Go through the lines below and copy each one that holds the string "styles".

# # # #

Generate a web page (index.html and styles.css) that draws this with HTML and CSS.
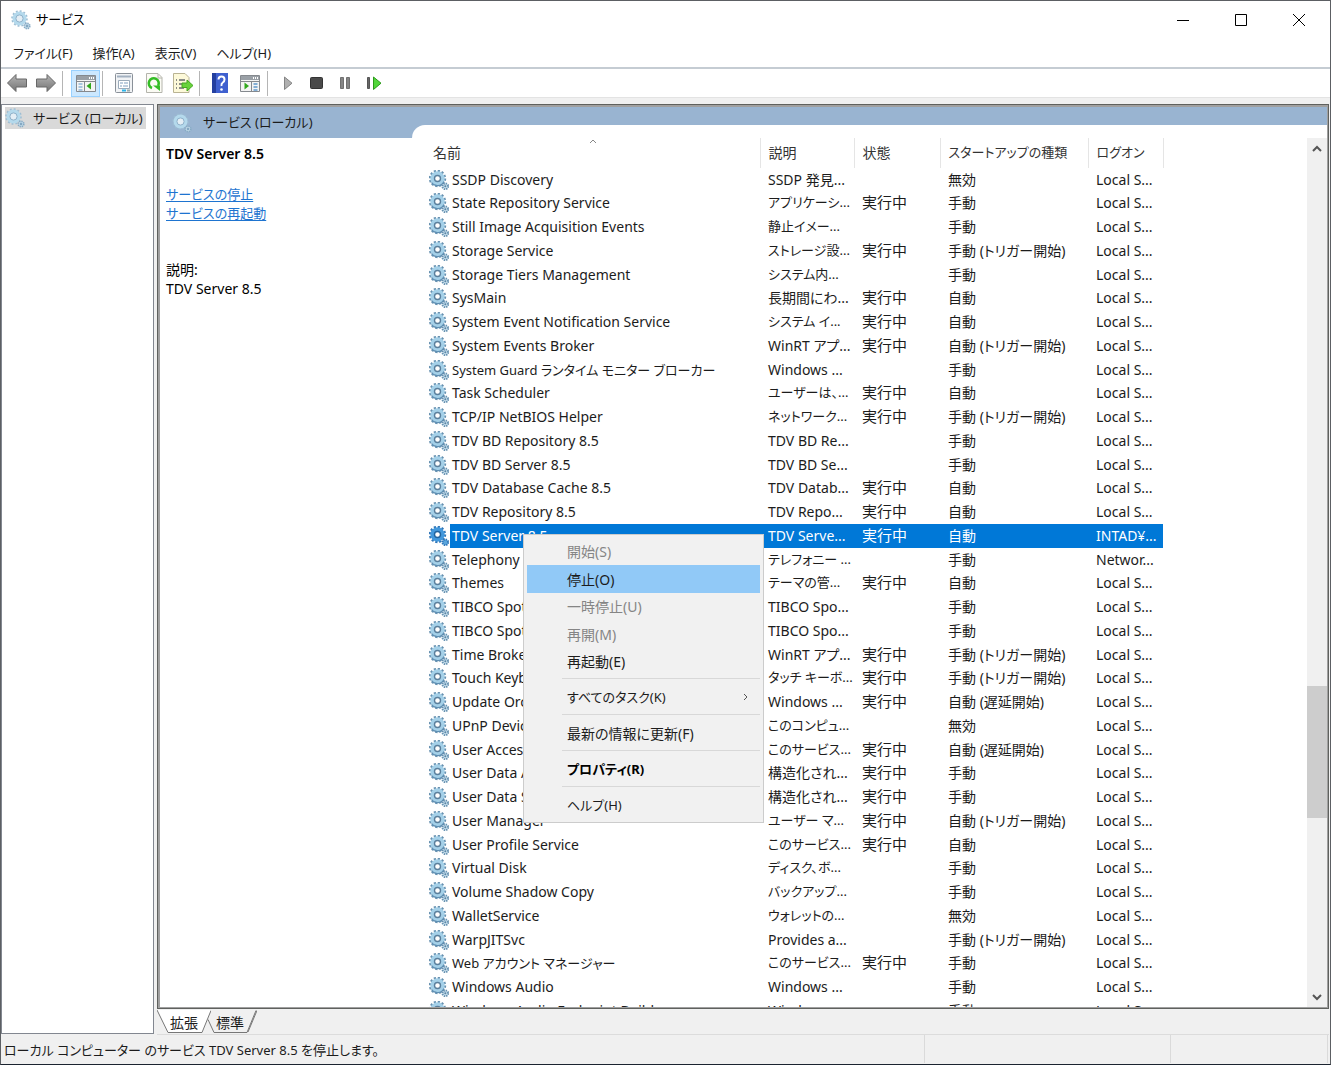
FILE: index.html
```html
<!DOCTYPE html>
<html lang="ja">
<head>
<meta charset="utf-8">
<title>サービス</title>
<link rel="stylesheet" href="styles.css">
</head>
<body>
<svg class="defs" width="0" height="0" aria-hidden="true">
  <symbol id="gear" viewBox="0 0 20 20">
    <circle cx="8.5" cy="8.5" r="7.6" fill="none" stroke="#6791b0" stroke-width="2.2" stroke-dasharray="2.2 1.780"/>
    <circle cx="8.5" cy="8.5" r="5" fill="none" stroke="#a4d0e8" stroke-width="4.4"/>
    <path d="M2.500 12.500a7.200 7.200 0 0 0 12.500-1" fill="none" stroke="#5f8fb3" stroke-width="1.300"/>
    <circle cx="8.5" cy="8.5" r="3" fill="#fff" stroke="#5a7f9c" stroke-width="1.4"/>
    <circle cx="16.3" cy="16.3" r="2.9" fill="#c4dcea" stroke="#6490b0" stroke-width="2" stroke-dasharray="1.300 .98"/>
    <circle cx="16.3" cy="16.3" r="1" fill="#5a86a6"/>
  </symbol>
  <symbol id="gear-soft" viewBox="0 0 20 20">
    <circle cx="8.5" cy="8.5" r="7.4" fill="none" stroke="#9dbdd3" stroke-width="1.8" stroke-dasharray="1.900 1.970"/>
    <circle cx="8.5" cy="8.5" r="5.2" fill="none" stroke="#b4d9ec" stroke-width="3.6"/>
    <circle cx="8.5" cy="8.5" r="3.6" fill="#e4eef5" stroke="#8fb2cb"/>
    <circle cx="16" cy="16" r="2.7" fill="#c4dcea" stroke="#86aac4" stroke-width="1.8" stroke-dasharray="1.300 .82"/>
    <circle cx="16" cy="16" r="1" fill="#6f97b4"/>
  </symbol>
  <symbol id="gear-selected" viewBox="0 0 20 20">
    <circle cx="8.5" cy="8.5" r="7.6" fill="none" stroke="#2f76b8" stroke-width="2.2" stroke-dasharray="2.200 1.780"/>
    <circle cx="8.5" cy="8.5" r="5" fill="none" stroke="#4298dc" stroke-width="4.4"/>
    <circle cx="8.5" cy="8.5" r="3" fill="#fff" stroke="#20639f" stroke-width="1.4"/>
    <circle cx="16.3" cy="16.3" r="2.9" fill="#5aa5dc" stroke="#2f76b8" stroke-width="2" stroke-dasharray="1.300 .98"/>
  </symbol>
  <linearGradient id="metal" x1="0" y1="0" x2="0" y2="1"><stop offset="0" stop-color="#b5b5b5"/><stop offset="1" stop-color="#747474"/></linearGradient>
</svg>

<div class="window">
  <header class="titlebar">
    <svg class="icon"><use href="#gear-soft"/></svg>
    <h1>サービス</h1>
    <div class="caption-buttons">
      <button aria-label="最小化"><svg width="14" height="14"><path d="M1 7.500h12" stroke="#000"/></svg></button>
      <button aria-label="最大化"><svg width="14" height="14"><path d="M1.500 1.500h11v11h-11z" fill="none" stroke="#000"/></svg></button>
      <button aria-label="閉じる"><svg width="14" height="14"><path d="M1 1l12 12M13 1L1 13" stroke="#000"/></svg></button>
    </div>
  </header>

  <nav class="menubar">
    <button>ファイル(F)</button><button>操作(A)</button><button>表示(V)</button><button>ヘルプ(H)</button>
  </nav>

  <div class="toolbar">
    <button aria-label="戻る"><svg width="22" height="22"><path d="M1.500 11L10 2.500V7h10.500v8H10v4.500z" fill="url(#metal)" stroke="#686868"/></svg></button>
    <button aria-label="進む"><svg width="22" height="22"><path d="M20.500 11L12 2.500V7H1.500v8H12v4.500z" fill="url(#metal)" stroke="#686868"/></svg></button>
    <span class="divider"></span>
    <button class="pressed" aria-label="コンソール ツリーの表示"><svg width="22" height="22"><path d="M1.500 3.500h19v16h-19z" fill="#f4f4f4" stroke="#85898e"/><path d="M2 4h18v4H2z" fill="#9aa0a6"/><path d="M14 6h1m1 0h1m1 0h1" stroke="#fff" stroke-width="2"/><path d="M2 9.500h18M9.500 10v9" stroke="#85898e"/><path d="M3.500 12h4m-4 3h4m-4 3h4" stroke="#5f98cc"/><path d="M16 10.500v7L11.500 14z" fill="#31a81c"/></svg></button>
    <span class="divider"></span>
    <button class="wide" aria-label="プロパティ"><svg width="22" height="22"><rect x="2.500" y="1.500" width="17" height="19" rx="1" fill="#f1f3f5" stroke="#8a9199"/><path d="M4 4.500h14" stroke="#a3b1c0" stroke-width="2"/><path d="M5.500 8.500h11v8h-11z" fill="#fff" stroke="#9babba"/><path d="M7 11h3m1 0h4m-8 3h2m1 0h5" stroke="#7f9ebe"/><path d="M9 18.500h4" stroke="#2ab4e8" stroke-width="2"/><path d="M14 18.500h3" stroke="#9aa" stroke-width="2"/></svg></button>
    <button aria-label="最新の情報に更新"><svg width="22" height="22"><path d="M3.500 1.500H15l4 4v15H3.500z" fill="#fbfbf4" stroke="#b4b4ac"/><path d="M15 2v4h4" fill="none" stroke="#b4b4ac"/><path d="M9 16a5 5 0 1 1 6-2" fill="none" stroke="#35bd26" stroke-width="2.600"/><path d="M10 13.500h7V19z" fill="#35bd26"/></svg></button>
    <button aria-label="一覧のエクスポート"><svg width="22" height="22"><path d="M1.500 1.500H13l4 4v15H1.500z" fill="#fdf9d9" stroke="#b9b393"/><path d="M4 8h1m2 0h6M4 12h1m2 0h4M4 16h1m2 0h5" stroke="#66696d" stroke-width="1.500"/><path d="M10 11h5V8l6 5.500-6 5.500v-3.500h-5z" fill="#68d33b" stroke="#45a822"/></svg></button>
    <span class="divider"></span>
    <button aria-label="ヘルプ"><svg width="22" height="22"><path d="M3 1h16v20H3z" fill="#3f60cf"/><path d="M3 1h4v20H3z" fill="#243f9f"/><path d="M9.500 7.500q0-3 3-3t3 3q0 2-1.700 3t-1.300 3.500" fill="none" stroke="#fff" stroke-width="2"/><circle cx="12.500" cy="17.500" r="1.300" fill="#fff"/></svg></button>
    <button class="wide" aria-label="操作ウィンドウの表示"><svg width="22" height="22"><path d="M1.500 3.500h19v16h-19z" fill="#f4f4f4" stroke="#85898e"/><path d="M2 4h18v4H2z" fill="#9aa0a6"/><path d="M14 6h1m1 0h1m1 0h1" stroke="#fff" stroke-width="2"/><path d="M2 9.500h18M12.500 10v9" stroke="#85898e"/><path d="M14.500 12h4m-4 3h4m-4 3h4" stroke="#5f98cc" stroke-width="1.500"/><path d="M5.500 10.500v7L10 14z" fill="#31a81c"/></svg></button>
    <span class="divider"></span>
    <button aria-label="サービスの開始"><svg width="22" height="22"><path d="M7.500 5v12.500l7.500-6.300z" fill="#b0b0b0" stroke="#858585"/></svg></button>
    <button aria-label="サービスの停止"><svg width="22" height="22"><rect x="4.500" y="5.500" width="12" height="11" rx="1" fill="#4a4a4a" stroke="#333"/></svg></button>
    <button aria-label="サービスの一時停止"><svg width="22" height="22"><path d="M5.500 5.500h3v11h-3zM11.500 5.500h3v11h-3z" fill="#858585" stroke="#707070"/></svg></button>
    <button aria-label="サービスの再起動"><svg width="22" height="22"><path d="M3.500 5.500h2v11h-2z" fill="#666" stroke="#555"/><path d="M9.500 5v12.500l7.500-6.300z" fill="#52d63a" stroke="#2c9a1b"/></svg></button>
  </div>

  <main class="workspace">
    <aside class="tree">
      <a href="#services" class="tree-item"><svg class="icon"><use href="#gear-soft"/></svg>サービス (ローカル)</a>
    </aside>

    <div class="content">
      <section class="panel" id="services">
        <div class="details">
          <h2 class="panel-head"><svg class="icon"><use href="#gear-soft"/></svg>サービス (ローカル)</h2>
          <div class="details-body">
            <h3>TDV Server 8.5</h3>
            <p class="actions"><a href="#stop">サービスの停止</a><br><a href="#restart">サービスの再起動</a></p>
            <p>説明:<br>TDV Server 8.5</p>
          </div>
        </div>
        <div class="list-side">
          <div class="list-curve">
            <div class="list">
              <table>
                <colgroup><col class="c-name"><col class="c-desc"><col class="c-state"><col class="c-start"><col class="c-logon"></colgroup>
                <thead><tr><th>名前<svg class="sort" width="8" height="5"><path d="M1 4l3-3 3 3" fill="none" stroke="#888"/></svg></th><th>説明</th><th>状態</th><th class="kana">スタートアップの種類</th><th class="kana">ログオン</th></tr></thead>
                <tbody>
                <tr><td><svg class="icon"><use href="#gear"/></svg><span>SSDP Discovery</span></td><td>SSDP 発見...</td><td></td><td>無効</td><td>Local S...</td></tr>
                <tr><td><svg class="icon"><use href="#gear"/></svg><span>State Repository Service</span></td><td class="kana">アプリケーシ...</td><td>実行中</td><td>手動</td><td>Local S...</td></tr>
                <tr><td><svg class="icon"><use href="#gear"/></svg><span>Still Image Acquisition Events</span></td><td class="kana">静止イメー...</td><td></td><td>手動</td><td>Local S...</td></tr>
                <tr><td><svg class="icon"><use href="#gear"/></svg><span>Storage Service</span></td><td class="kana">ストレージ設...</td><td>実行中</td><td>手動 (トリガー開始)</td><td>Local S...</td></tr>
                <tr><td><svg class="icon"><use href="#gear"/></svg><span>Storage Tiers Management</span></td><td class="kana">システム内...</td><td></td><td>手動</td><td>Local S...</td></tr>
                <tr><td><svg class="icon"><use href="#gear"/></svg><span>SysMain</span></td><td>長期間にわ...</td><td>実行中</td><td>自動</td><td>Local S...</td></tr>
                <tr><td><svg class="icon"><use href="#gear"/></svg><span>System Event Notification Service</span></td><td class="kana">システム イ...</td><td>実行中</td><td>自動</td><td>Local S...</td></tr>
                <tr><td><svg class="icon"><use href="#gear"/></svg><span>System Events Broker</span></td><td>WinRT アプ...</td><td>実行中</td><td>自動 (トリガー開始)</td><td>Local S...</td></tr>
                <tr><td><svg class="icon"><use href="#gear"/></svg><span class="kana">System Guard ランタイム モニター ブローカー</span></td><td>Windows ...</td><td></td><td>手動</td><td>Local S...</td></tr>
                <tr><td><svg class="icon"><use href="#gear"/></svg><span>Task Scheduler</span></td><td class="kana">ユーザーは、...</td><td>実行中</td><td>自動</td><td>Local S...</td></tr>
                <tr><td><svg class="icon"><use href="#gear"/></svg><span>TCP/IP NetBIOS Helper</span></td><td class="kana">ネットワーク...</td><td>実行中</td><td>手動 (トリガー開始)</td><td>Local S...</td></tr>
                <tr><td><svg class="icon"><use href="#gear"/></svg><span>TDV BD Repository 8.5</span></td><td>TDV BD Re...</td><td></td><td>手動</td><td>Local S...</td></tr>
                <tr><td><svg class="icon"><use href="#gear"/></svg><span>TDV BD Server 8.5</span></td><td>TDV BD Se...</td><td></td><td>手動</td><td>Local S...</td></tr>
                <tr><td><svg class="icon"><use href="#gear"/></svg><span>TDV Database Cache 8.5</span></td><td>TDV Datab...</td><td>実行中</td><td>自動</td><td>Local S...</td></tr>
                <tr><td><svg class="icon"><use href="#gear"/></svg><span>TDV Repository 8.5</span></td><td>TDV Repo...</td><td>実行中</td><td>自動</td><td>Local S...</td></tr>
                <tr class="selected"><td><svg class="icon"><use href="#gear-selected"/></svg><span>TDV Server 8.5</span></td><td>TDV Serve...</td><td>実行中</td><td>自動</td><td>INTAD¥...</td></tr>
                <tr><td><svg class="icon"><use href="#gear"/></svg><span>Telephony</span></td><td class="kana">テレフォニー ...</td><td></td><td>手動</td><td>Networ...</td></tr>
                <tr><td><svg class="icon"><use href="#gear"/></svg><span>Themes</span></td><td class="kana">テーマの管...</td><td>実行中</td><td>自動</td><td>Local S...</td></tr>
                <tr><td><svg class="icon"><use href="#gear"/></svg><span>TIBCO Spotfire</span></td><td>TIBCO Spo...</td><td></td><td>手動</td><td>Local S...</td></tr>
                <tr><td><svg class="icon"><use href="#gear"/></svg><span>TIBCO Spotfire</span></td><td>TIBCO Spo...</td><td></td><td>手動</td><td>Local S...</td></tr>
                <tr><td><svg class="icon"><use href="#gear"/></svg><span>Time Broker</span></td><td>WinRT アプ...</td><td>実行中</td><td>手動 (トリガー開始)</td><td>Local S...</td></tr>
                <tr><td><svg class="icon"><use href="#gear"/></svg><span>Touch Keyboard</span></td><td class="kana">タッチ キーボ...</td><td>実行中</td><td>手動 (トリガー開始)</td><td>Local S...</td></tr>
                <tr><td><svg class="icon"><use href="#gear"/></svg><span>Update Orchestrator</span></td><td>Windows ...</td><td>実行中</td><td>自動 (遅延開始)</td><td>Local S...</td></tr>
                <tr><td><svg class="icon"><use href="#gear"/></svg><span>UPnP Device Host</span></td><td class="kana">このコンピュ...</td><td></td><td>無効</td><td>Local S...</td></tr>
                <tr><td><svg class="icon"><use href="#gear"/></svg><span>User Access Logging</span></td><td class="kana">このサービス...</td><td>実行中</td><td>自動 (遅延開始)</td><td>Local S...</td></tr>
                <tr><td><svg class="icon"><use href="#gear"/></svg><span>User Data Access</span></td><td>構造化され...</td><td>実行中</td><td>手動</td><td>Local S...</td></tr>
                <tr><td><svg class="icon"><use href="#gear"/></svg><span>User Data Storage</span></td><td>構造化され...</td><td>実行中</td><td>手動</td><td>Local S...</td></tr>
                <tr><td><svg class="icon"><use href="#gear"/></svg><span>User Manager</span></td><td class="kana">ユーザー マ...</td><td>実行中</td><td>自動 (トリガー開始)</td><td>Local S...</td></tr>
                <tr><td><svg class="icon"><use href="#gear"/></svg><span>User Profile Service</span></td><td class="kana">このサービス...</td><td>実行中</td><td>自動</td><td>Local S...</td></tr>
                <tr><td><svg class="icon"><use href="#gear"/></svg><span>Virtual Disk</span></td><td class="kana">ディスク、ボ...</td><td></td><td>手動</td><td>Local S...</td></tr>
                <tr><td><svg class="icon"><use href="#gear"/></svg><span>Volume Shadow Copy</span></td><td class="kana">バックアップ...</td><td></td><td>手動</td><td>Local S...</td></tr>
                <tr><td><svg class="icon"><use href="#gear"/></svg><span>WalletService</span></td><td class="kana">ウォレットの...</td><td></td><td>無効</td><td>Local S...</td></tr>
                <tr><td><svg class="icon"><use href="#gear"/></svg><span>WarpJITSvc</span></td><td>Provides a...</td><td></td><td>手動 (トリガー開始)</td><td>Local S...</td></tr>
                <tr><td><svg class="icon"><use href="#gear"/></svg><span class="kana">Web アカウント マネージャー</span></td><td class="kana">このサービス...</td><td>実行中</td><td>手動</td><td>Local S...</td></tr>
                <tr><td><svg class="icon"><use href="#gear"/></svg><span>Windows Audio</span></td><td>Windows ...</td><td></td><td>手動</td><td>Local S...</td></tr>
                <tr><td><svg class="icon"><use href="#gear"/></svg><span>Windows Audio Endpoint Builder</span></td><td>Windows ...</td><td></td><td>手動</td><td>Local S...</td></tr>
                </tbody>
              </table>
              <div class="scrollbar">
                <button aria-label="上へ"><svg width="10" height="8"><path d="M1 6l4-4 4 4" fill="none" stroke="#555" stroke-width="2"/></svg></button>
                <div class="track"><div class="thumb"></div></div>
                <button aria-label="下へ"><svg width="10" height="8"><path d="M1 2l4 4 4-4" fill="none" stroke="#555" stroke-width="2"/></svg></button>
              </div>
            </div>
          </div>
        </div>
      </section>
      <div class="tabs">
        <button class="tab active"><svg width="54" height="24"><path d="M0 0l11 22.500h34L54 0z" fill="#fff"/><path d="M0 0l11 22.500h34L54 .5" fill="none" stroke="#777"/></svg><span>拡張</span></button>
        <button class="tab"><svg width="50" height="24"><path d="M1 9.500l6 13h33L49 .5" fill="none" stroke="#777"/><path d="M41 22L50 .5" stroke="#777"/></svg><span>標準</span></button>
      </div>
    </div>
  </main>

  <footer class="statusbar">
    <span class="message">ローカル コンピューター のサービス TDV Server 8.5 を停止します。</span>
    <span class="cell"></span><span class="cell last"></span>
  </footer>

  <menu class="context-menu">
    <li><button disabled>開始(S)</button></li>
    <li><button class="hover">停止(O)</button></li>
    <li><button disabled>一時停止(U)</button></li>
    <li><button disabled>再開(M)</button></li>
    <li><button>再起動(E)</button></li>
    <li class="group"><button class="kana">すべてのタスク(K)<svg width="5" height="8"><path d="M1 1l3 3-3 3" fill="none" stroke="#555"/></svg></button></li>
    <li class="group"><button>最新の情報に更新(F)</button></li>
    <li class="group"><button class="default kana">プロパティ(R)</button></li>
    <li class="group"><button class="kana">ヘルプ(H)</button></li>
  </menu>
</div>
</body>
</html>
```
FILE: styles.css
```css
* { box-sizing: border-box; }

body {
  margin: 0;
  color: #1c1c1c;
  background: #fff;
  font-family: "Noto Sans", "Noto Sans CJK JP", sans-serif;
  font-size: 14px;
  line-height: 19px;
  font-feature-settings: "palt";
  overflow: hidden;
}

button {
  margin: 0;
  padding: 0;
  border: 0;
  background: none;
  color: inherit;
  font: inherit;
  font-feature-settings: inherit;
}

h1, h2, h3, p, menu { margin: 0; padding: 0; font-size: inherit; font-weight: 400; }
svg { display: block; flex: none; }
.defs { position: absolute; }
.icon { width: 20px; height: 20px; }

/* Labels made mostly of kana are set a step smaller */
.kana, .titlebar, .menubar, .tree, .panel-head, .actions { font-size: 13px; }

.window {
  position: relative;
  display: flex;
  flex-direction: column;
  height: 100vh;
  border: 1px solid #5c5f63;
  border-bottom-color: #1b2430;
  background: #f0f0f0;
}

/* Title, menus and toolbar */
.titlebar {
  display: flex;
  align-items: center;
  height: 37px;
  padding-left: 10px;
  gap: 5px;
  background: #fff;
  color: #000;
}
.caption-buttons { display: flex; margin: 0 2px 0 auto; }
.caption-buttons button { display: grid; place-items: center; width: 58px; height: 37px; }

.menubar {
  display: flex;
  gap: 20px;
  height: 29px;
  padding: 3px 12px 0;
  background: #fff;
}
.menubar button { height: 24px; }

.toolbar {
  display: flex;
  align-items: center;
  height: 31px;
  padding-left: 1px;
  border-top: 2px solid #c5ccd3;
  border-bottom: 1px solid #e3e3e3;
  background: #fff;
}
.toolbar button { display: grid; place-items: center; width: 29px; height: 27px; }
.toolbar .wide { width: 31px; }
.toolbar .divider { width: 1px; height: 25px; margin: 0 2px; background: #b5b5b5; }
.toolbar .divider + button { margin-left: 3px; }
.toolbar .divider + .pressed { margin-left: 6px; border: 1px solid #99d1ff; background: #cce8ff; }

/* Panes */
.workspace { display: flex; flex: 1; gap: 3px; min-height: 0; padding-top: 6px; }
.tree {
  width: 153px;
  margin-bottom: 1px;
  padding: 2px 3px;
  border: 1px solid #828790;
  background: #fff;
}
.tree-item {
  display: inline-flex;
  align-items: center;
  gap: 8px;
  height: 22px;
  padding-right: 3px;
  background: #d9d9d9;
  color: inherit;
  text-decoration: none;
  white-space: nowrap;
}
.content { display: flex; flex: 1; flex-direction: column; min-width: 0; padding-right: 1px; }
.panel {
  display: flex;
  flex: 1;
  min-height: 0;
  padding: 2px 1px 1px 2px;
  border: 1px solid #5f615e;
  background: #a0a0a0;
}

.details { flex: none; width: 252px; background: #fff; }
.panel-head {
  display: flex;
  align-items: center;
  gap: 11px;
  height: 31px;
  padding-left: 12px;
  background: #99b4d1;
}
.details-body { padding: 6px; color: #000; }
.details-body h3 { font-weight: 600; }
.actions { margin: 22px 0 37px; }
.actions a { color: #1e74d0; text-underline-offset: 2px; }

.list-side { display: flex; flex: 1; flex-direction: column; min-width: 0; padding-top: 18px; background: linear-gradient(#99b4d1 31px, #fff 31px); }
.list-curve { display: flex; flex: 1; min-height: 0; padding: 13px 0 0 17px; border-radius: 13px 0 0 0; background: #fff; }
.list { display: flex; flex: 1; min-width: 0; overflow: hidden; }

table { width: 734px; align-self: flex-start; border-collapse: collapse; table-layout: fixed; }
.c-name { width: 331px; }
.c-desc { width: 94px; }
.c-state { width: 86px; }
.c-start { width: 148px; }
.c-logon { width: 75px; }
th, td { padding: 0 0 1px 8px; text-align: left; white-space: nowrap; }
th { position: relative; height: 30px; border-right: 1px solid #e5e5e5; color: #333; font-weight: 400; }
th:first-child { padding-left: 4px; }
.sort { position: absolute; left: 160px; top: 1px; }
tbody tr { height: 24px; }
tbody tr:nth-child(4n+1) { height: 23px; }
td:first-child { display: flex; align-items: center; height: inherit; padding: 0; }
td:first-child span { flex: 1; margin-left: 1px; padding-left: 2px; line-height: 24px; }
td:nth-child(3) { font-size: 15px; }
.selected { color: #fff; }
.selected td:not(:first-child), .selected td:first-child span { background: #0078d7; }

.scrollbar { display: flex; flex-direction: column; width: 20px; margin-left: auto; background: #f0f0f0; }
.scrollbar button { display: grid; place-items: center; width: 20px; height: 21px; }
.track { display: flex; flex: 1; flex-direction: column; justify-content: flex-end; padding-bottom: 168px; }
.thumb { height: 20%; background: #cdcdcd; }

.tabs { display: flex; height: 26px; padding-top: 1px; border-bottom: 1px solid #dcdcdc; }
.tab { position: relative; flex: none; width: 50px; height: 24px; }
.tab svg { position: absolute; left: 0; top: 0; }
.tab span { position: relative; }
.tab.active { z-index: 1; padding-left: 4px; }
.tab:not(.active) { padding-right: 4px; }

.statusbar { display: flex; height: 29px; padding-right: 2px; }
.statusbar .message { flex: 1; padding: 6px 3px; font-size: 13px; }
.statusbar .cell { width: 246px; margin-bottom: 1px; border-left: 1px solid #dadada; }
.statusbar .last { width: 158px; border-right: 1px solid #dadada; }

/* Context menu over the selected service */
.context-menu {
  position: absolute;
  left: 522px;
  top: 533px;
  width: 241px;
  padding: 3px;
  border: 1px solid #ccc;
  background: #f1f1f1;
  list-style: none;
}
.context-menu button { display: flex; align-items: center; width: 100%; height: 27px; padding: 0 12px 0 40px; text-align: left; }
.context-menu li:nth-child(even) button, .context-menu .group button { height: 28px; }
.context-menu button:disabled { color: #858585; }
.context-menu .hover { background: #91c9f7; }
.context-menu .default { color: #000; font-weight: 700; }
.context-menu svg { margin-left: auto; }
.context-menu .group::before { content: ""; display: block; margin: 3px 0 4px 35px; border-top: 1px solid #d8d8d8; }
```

# # # #

- **SOLVED EXERCISE**
Generate a web page (index.html and styles.css) that draws this with HTML and CSS.
<link rel="stylesheet" href="styles.css">
FILE: styles.css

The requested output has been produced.